◎編集者コラム◎ 『トヨトミの逆襲』梶山三郎
◎編集者コラム◎
『トヨトミの逆襲』梶山三郎
本作品『トヨトミの逆襲』は、あまりに詳しすぎる内部情報、関係者しか知らないはずのエピソードが満載だったために、小説を偽装したノンフィクションではないかと噂され、発売と同時に書店から本が消えたという伝説の問題小説『トヨトミの野望』の第二弾です。
前作では、作品中の登場人物が現実の経営者、企業関係者、政治家、ジャーナリストの誰をモデルとしているか、熱狂的読者による人物相関図まで流布したようですが、これはあくまで「現実の自動車業界を取材し題材としたフィクション」です。

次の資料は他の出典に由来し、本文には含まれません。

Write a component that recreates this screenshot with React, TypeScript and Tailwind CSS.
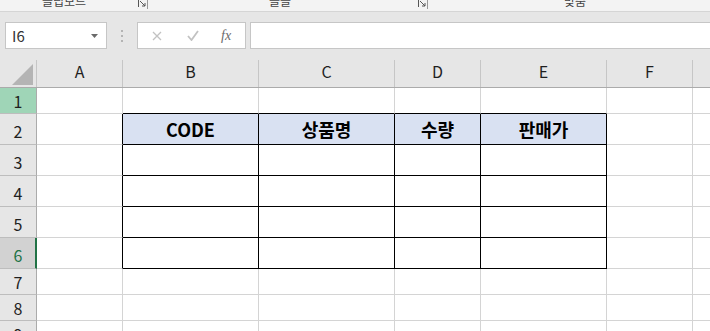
import React from "react";

const FONT = { fontFamily: '"Noto Sans CJK KR", "Noto Sans", sans-serif' };

const cols = [
  { l: "A", w: "w-[86px]" },
  { l: "B", w: "w-[136px]" },
  { l: "C", w: "w-[136px]" },
  { l: "D", w: "w-[86px]" },
  { l: "E", w: "w-[126px]" },
  { l: "F", w: "w-[86px]" },
  { l: "G", w: "w-[86px]" },
];

const rows = [
  { n: 1, h: "h-[26px]" },
  { n: 2, h: "h-[31px]" },
  { n: 3, h: "h-[31px]" },
  { n: 4, h: "h-[31px]" },
  { n: 5, h: "h-[31px]" },
  { n: 6, h: "h-[31px]" },
  { n: 7, h: "h-[26px]" },
  { n: 8, h: "h-[26px]" },
  { n: 9, h: "h-[26px]" },
];

const headers: Record<number, string> = { 1: "CODE", 2: "상품명", 3: "수량", 4: "판매가" };

function Launcher() {
  return (
    <svg width="12" height="9" viewBox="0 0 12 9" className="shrink-0">
      <path d="M1.5 0 V7" stroke="#555" strokeWidth="1" />
      <path d="M3 1 L8 6 M8 3 V6 H5" stroke="#555" strokeWidth="1" fill="none" />
      <path d="M10.5 0 V9" stroke="#999" strokeWidth="1" />
    </svg>
  );
}

function RowHeader({ n, h }: { n: number; h: string }) {
  if (n === 1) {
    return (
      <div className={`${h} w-[37px] shrink-0 bg-[#9fd5b7] border-r border-b border-r-[#ababab] border-b-[#bdbdbd] flex items-end justify-center pb-[1px] text-[16px] leading-[22px] text-[#1f1f1f]`}>
        {n}
      </div>
    );
  }
  if (n === 6) {
    return (
      <div className={`${h} w-[37px] shrink-0 bg-[#d2d2d2] border-r-2 border-b border-r-[#217346] border-b-[#bdbdbd] flex items-end justify-center pl-[1px] pb-[2px] text-[16px] leading-[22px] text-[#217346]`}>
        {n}
      </div>
    );
  }
  return (
    <div className={`${h} w-[37px] shrink-0 bg-[#e6e6e6] border-r border-b border-r-[#ababab] border-b-[#bdbdbd] flex items-end justify-center ${h === "h-[26px]" ? "pb-[1px]" : "pb-[2px]"} text-[16px] leading-[22px] text-[#1f1f1f]`}>
      {n}
    </div>
  );
}

function Cell({ r, c, h, w }: { r: number; c: number; h: string; w: string }) {
  const inTableRow = r >= 2 && r <= 6;
  const rightBlack = inTableRow && c <= 4;
  const bottomBlack = r >= 1 && r <= 6 && c >= 1 && c <= 4;
  const isHead = r === 2 && c >= 1 && c <= 4;
  return (
    <div
      className={`${h} ${w} shrink-0 border-r border-b ${rightBlack ? "border-r-black" : "border-r-[#d4d4d4]"} ${bottomBlack ? "border-b-black" : "border-b-[#d4d4d4]"} ${isHead ? "bg-[#d9e1f2]" : "bg-white"} flex items-center justify-center text-[18px] leading-[24px] font-bold text-black`}
    >
      {isHead ? headers[c] : null}
    </div>
  );
}

export default function App() {
  return (
    <div className="w-[710px] h-[331px] overflow-hidden bg-white select-none" style={FONT}>
      {/* Ribbon group labels (cut off) */}
      <div className="h-[12px] bg-[#f3f3f3] border-b border-[#d5d5d5] flex items-start overflow-hidden text-[12px] leading-[12px] text-[#444]">
        <div className="w-[151px] shrink-0 flex items-start">
          <span className="ml-[42px] -mt-[5px] w-[48px]">클립보드</span>
          <div className="ml-[47px]"><Launcher /></div>
        </div>
        <div className="w-[279px] shrink-0 flex items-start">
          <span className="ml-[118px] -mt-[5px] w-[24px]">글꼴</span>
          <div className="ml-[124px]"><Launcher /></div>
        </div>
        <div className="flex items-start">
          <span className="ml-[134px] -mt-[5px]">맞춤</span>
        </div>
      </div>

      {/* Formula bar */}
      <div className="bg-[#e6e6e6] pt-[10px] pb-[11px] flex items-center">
        <div className="ml-[5px] w-[102px] h-[27px] shrink-0 bg-white border border-[#c6c6c6] flex items-center pl-[6px] pr-[8px]">
          <span className="text-[15px] text-[#333] leading-none">I6</span>
          <svg width="7" height="4" viewBox="0 0 7 4" className="ml-auto">
            <path d="M0 0 H7 L3.5 4 Z" fill="#6a6a6a" />
          </svg>
        </div>
        <div className="ml-[14px] w-[2px] flex flex-col gap-[3px] shrink-0">
          <div className="w-[2px] h-[2px] bg-[#b4b4b4]" />
          <div className="w-[2px] h-[2px] bg-[#b4b4b4]" />
          <div className="w-[2px] h-[2px] bg-[#b4b4b4]" />
        </div>
        <div className="ml-[14px] w-[109px] h-[27px] shrink-0 bg-white border border-[#c6c6c6] flex items-center">
          <svg width="10" height="10" viewBox="0 0 10 10" className="ml-[14px]">
            <path d="M1 1 L9 9 M9 1 L1 9" stroke="#c2c2c2" strokeWidth="1.3" />
          </svg>
          <svg width="12" height="11" viewBox="0 0 12 11" className="ml-[25px]">
            <path d="M1 6 L4.5 10 L11 1" stroke="#c2c2c2" strokeWidth="1.8" fill="none" />
          </svg>
          <span
            className="ml-[22px] text-[14px] italic text-[#6b6b6b] leading-none"
            style={{ fontFamily: '"Liberation Serif", serif' }}
          >
            fx
          </span>
        </div>
        <div className="ml-[4px] flex-1 h-[27px] bg-white border border-r-0 border-[#c6c6c6]" />
      </div>

      {/* Column header row */}
      <div className="flex h-[28px] bg-[#e6e6e6] border-b border-[#ababab]">
        <div className="w-[37px] shrink-0 border-r border-[#c6c6c6] flex items-end justify-end pr-[3px] pb-[2px]">
          <svg width="21" height="21" viewBox="0 0 21 21">
            <path d="M21 0 V21 H0 Z" fill="#b4b4b4" />
          </svg>
        </div>
        {cols.map((c) => (
          <div
            key={c.l}
            className={`${c.w} shrink-0 border-r border-[#c6c6c6] flex items-center justify-center pb-[5px] text-[16px] text-[#1f1f1f]`}
          >
            {c.l}
          </div>
        ))}
      </div>

      {/* Grid */}
      {rows.map((row) => (
        <div key={row.n} className="flex">
          <RowHeader n={row.n} h={row.h} />
          {cols.map((c, ci) => (
            <Cell key={c.l} r={row.n} c={ci} h={row.h} w={c.w} />
          ))}
        </div>
      ))}
    </div>
  );
}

作者である覆面作家の梶山三郎氏は、経済記者でもあり、現在も激動の自動車業界を取材し続けています。EV、自動運転、ライドシェア、さらにカーボンニュートラル、地球温暖化。激震する自動車業界の巨大企業に、さらに世界的IT企業が襲いかかる。持ち株比率わずか2%という創業家社長はこの危機を乗り切れるのか。現実世界と複雑にリンクし読者の想像力を掻き立てる、かつてなかったスーパーリアル経済小説、ふたたび「本が消える」かもしれません。
文庫の解説をお引き受けくださいました、銀行出身の作家・江上剛さんはこう書いています。

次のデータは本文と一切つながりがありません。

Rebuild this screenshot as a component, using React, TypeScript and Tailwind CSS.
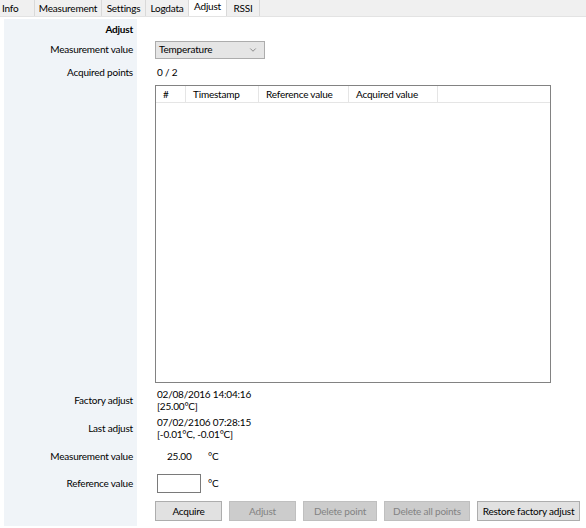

〈多くの人は、メガバンクは何か悪さを企んでいるに違いないと思っていた。しかしそれを知る手立てがない。それを元銀行員の私が、小説と言う形で伏魔殿の扉を開けたのである。このように経済小説は、伏魔殿である企業の中を覗きたい、知りたいという人々の興味や欲求を満たすことを求められている。
そのため優れた(ヒットした)経済小説には、必ずモデルがある。勿論、小説である以上、著者の想像力が横溢する架空の物語でなければ面白くない〉
この作品をどう読み解くかは、読者の想像力にかかっています。お楽しみいただければ幸いです。